I can’t tell you how many times I get comments from authors about wanting to remove the repetition on their website’s homepage. But why? In some cases, repetition is a good thing.
Here’s an example: we might have a picture of the book cover on the homepage with a link next to it that says something like “Read more about the book.” We may also have an element in the navigation that says something like “About the book.” On numerous occasions, I’ve had authors tell me to ditch the link by the book cover – it’s repetitive.
Here’s why that’s a mistake…
Authors are used to writing for print. In a book, you don’t want to have repetition. That’s because people generally read a book from cover to cover. If they come across something that they’ve read before, it feels repetitive to them.
People don’t “read” websites, though. They peruse websites. In fact, research shows that your average visitor will only spend a few seconds on a site’s homepage before leaving. What will they see in those few seconds? Certainly not everything on the homepage. No, what they will see is what catches their attention. It might be the book cover. It might be the author photo. Maybe it’s a graphic they like. Whatever it is, you want to make sure you encourage readers to DO something during those few seconds that you have their attention. Don’t make them scan the page to find something … bring it to them, even if you do so in a multitude of ways.
To further the point that repetition is okay, let’s talk about the difference between website navigation and content. The navigation of an author site (or any site, really) should be the primary way of getting around. Everything that’s on the website should be summarized in that nav, and anyone who glances at the navigation should be able to get a sense of what they can find on the site and where to find it.
That navigation is a resource — sort of like an index — that appears on every page of the website. But you shouldn’t mistake that index for anything except a resource for someone to glance at when they’re looking for something.

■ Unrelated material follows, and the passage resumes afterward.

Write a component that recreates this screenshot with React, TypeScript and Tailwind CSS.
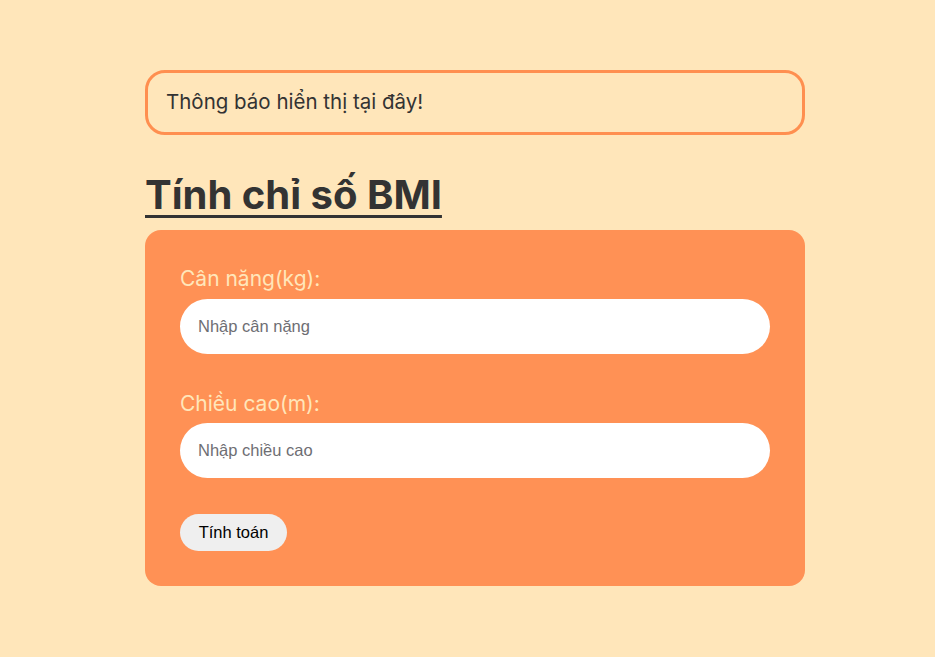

The content on your homepage is the bread and butter of your site. It’s completely different from the nav; it’s what YOU want your readers to see, not necessarily what they’re looking for. So even if you have links to buy the book or read an excerpt in the nav, that doesn’t mean you shouldn’t use the content of the homepage to tantalize people into doing the same.
Think about it…. When you visit a website, what do you first look at? Chances are, it’s not the navigation. No, that’s what you glance at when you’re looking for something specific, or if you want to get a sense of the kind of content that the site encompasses. Your true attention goes to the body of the page. You want to see the headlines, read the copy, and look at the pictures. If it’s compelling enough, you might decide to take the plunge and click through to the links that are included in that content, enter your email address, or purchase the book.
Don’t make the mistake of thinking that you should eliminate calls to action on your homepage because the same links exist in your navigation. Repetition is okay. Your content and your nav are like apples and oranges: all they have in common is that they’re both a type of fruit. If you want to call that repetition, so be it.